(Columna publicada: 3 de febrero, 2018) – Acostumbrado como está uno a vivir hoy en día rodeado de noticias mitad ciertas, mitad falsas, al principio no me lo creía. Pero he acabado persuadido, puesto que la cosa ya no tiene pinta de ser temporal sino duradera. Me refiero a la soledad contemporánea, un achaque que no hace distingos ni de género ni de edad, y que en algunos países ha tomado cariz de tragedia. Hasta el punto que, por ejemplo, en el Reino Unido acaban de crear un Ministerio de la Soledad, que para empezar ya cuenta con más de nueve millones de beneficiarios. Según datos oficiales, esa es la cifra de ancianos que viven completamente a solas todo o una buena parte del año; gente que no tiene con quién hablar para compartir sus miedos, sus angustias, sus aspiraciones. O peor aún: no tienen a quién estrechar una mano en caso de necesidad.

Los ancianos, lógicamente, tienden a ser los más afectados. Hay un punto en que con la edad uno empieza a perderlo todo. El mundo comienza a extinguirse antes de la muerte: el trabajo, las ilusiones, los amigos, la familia. Los que tienen con qué —no todos— pagan un hospicio. Los que no, quedan a la deriva en un mundo sumamente reducido, que termina donde acaban las paredes del apartamento o habitación. Incluso a muchos de los que van a parar a un asilo nadie los visita (casi el 40 por ciento según las estadísticas citadas). Alrededor de cuatro mil ancianos mueren todas las semanas en Japón en total desamparo; sus cuerpos son descubiertos a veces semanas o meses después. Es el drama de los kodokushi, palabra que han acuñado para tipificar la tragedia de los que fallecen a solas.

Las secuelas del fenómeno son diversas: tristeza, desconsuelo, depresión, demencia, suicidio… De nada ayuda que la persona resida en una ciudad poblada por millones de semejantes; ni que se entregue a los brazos de las redes sociales, buscando cosechar miles de amigos en Facebook o de seguidores en Twitter e Instagram. Las nuevas tecnologías han expandido nuestras fronteras más que ninguna otra invención. El mundo nunca ha estado tan interconectado como ahora.
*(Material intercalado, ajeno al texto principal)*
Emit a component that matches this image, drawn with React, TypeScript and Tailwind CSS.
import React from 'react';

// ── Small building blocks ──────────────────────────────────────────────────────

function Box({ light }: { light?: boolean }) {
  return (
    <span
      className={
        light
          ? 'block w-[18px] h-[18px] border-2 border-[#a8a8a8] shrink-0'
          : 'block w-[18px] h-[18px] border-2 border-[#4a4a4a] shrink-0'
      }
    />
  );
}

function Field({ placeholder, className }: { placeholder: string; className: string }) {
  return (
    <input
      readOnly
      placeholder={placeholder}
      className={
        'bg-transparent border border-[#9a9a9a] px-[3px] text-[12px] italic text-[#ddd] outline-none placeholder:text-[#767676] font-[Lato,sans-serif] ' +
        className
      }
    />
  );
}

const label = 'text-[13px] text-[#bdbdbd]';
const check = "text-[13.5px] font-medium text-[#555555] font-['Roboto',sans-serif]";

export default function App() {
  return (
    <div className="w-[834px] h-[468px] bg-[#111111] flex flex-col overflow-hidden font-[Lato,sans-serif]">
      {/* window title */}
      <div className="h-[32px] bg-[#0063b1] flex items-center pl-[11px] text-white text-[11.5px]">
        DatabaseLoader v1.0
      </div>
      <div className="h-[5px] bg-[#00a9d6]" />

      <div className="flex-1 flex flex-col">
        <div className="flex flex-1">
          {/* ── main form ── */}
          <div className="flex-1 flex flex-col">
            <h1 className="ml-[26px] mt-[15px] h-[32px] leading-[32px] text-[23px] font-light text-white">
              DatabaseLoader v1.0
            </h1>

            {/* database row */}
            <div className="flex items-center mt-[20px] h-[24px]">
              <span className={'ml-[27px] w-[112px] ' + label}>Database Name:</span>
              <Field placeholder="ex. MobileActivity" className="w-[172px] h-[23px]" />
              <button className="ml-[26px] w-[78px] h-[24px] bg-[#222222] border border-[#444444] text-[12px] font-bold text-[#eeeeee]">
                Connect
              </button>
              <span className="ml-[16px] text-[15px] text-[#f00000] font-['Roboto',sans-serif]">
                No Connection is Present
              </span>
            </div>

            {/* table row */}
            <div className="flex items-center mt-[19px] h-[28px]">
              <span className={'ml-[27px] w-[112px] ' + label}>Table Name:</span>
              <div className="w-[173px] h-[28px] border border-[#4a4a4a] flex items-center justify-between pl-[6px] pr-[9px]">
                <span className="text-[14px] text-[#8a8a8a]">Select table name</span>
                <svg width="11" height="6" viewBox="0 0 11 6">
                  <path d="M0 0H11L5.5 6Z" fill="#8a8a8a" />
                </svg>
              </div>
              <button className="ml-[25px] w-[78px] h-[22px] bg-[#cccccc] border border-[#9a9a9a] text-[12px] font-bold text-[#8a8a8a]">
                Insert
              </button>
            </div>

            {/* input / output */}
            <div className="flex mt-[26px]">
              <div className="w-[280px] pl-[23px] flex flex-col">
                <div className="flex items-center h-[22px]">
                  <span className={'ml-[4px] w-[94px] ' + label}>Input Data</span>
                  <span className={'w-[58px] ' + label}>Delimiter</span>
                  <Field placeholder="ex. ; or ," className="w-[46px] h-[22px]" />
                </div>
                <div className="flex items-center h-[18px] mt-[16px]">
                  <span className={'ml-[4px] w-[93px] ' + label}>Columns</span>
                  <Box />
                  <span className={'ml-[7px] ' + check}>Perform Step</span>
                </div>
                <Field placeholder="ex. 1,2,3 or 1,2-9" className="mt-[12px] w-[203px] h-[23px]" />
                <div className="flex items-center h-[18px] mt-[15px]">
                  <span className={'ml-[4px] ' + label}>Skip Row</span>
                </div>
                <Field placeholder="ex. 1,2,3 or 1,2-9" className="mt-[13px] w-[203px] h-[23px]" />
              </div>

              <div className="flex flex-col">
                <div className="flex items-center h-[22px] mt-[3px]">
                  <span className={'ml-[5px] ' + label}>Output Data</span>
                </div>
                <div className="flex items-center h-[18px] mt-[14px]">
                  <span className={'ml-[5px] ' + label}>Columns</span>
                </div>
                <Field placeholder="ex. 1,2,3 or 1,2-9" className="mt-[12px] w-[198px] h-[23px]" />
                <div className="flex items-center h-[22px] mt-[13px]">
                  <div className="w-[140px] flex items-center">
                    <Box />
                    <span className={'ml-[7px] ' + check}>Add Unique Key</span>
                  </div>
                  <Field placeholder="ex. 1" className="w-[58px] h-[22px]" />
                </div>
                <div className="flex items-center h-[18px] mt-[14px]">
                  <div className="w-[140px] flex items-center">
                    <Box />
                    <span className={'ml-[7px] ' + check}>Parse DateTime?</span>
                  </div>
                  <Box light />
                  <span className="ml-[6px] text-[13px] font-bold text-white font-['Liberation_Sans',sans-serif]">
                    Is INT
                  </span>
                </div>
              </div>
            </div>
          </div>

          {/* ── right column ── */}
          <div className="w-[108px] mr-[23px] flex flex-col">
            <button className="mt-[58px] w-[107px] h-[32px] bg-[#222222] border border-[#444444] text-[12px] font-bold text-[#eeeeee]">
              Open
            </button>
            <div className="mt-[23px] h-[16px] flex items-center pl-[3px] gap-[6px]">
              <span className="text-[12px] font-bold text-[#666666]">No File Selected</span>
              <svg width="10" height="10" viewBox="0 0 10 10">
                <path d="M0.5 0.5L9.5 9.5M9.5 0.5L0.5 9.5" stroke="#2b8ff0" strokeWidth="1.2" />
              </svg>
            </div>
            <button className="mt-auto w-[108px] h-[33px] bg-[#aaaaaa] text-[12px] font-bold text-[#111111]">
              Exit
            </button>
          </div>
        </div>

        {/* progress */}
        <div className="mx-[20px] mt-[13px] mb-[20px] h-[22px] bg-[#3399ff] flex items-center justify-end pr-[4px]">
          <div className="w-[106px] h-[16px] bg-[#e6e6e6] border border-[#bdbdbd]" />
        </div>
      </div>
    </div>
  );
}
Sin embargo, la proporción de estadounidenses adultos que dicen sentirse solos se ha duplicado desde los años 80, aun cuando los asombrosos adelantos en materia de comunicaciones supuestamente los acercan.
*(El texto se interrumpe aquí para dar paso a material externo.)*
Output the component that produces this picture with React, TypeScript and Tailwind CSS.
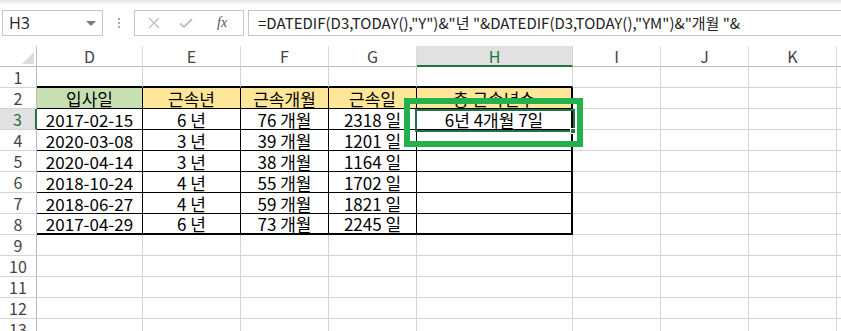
import React from 'react';

const FONT = "font-['Noto_Sans_CJK_KR','Noto_Sans',sans-serif]";

const colWidths = ['w-[106px]', 'w-[98px]', 'w-[88px]', 'w-[88px]', 'w-[156px]', 'w-[88px]', 'w-[88px]', 'w-[88px]'];
const colLetters = ['D', 'E', 'F', 'G', 'H', 'I', 'J', 'K'];

const headers = ['입사일', '근속년', '근속개월', '근속일', '총 근속년수'];

const data: string[][] = [
  ['2017-02-15', '6 년', '76 개월', '2318 일', '6년 4개월 7일'],
  ['2020-03-08', '3 년', '39 개월', '1201 일', ''],
  ['2020-04-14', '3 년', '38 개월', '1164 일', ''],
  ['2018-10-24', '4 년', '55 개월', '1702 일', ''],
  ['2018-06-27', '4 년', '59 개월', '1821 일', ''],
  ['2017-04-29', '6 년', '73 개월', '2245 일', ''],
];

const RowHead: React.FC<{ n: number; selected?: boolean }> = ({ n, selected }) => (
  <div
    className={`w-[37px] shrink-0 h-full flex items-center justify-center text-[16px] leading-[20px] border-b border-[#d4d4d4] ${
      selected ? 'bg-[#e1e1e1] text-[#217346] border-r-2 border-r-[#217346]' : 'bg-white text-[#444] border-r border-r-[#bcbcbc]'
    }`}
  >
    {n}
  </div>
);

const Cell: React.FC<{
  w: string;
  cls?: string;
  children?: React.ReactNode;
}> = ({ w, cls = 'border-r border-b border-[#d4d4d4]', children }) => (
  <div className={`${w} shrink-0 h-full flex items-center justify-center text-[17px] leading-[19px] text-black whitespace-nowrap ${cls}`}>
    {children}
  </div>
);

const App: React.FC = () => {
  const rowNums = [1, 2, 3, 4, 5, 6, 7, 8, 9, 10, 11, 12, 13];

  const cellClass = (row: number, col: number) => {
    // col 0..4 = D..H 가 표 영역 (2~8행)
    const inTable = row >= 2 && row <= 8 && col <= 4;
    if (row === 1 && col <= 4) return 'border-r border-r-[#d4d4d4] border-b-2 border-b-black';
    if (!inTable) return 'border-r border-b border-[#d4d4d4]';
    const r = col === 4 ? 'border-r-2 border-r-black' : 'border-r border-r-black';
    const b = row === 8 ? 'border-b-2 border-b-black' : 'border-b border-b-black';
    let bg = '';
    if (row === 2) bg = col === 0 ? 'bg-[#c6e0b4]' : 'bg-[#ffe699]';
    return `${r} ${b} ${bg}`;
  };

  const cellText = (row: number, col: number) => {
    if (col > 4) return '';
    if (row === 2) return headers[col];
    if (row >= 3 && row <= 8) return data[row - 3][col];
    return '';
  };

  return (
    <div className={`relative w-[841px] h-[331px] overflow-hidden bg-white ${FONT}`}>
      {/* 수식 입력줄 */}
      <div className="h-[5px] bg-gradient-to-b from-[#e4e4e4] to-white" />
      <div className="h-[41px] flex items-start pt-[5px] pl-[2px]">
        <div className="w-[101px] h-[26px] border border-[#c6c6c6] flex items-center justify-between pl-[6px] pr-[6px]">
          <span className="text-[16px] leading-[20px] text-[#222] font-['Open_Sans','Noto_Sans',sans-serif]">H3</span>
          <span className="w-0 h-0 border-l-[5px] border-r-[5px] border-t-[5px] border-l-transparent border-r-transparent border-t-[#7a7a7a] mt-[1px]" />
        </div>
        <div className="w-[31px] h-[26px] flex flex-col items-center justify-center gap-[2px]">
          <span className="w-[2px] h-[2px] bg-[#a8a8a8]" />
          <span className="w-[2px] h-[2px] bg-[#a8a8a8]" />
          <span className="w-[2px] h-[2px] bg-[#a8a8a8]" />
        </div>
        <div className="w-[110px] h-[26px] border border-[#c6c6c6] flex items-center pl-[13px]">
          <svg width="12" height="12" viewBox="0 0 12 12" className="mr-[19px]">
            <path d="M1 1 L11 11 M11 1 L1 11" stroke="#c0c0c0" strokeWidth="1.3" />
          </svg>
          <svg width="14" height="12" viewBox="0 0 14 12" className="mr-[24px]">
            <path d="M1 6.5 L5 10 L13 2" stroke="#c0c0c0" strokeWidth="2" fill="none" />
          </svg>
          <span className="italic text-[14px] leading-[18px] text-[#555] font-['Liberation_Serif',serif]">fx</span>
        </div>
        <div className="ml-[4px] flex-1 h-[26px] border border-[#c6c6c6] border-r-0 flex items-center pl-[9px] text-[15px] leading-[20px] text-[#222] whitespace-nowrap overflow-hidden">
          {'=DATEDIF(D3,TODAY(),"Y")&"년 "&DATEDIF(D3,TODAY(),"YM")&"개월 "&'}
        </div>
      </div>

      {/* 열 머리글 */}
      <div className="h-[21px] flex">
        <div className="w-[37px] shrink-0 h-full border-r border-b border-[#bcbcbc] flex items-end justify-end pr-[2px] pb-[2px]">
          <svg width="12" height="12" viewBox="0 0 12 12">
            <path d="M12 0 L12 12 L0 12 Z" fill="#dcdcdc" />
          </svg>
        </div>
        {colLetters.map((l, i) => (
          <div
            key={l}
            className={`${colWidths[i]} shrink-0 h-full flex items-center justify-center text-[16px] leading-[20px] ${
              l === 'H'
                ? 'bg-[#e1e1e1] text-[#217346] border-r border-r-[#d4d4d4] border-b-2 border-b-[#217346]'
                : 'text-[#444] border-r border-r-[#dadada] border-b border-b-[#bcbcbc]'
            }`}
          >
            {l}
          </div>
        ))}
        <div className="flex-1 h-full border-b border-[#bcbcbc]" />
      </div>

      {/* 행 */}
      {rowNums.map((r) => (
        <div key={r} className="h-[21px] flex">
          <RowHead n={r} selected={r === 3} />
          {colWidths.map((w, c) => (
            <Cell key={c} w={w} cls={cellClass(r, c)}>
              {cellText(r, c)}
            </Cell>
          ))}
          <div className="flex-1 h-full border-b border-[#d4d4d4]" />
        </div>
      ))}

      {/* 선택된 셀 H3 */}
      <div className="absolute left-[415px] top-[109px] w-[160px] h-[23px] border-2 border-[#217346] pointer-events-none" />
      <div className="absolute left-[570px] top-[128px] w-[6px] h-[6px] bg-[#217346] border border-white pointer-events-none" />

      {/* 강조 표시 */}
      <div className="absolute left-[404px] top-[98px] w-[179px] h-[49px] border-[6px] border-[#22b14c] pointer-events-none" />
    </div>
  );
};

export default App;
Los seres humanos no están diseñados para ser criaturas solitarias. El hombre evolucionó en familia, clanes, tribus, naciones para finalmente dar forma a la sociedad. Su espíritu gregario lo ayudó a sobrevivir. Sin embargo, el número de estadounidenses que dice no tener buenos amigos se ha triplicado desde 1985, y jamás ha habido tantos adultos solteros como los que hay hoy. La Oficina del Censo reportó el año pasado que más de 110 millones de personas estaban divorciadas, viudas o siempre habían vivido sin pareja, lo que representa más del 45 por ciento de los mayores de dieciocho años.

La soledad no es un conflicto generacional que solo aflige a los mayores de edad. Los millennials también la sufren. Son ellos los más adictos al nuevo modo de «intimar» remotamente, huyéndole al vacío de la incomunicación de manera virtual. Una buena parte de ellos habla poco, mayormente teclea; y mucha de la percepción que tiene del mundo se reduce a los mensajes e ideas que capta en las impersonales pantallas del ordenador. Cada vez son más los jóvenes y adultos que prefieren interactuar con los demás de manera intangible, engañosamente confiados en que tienen compañía. Aunque en verdad sigan estando solos en medio de la multitud.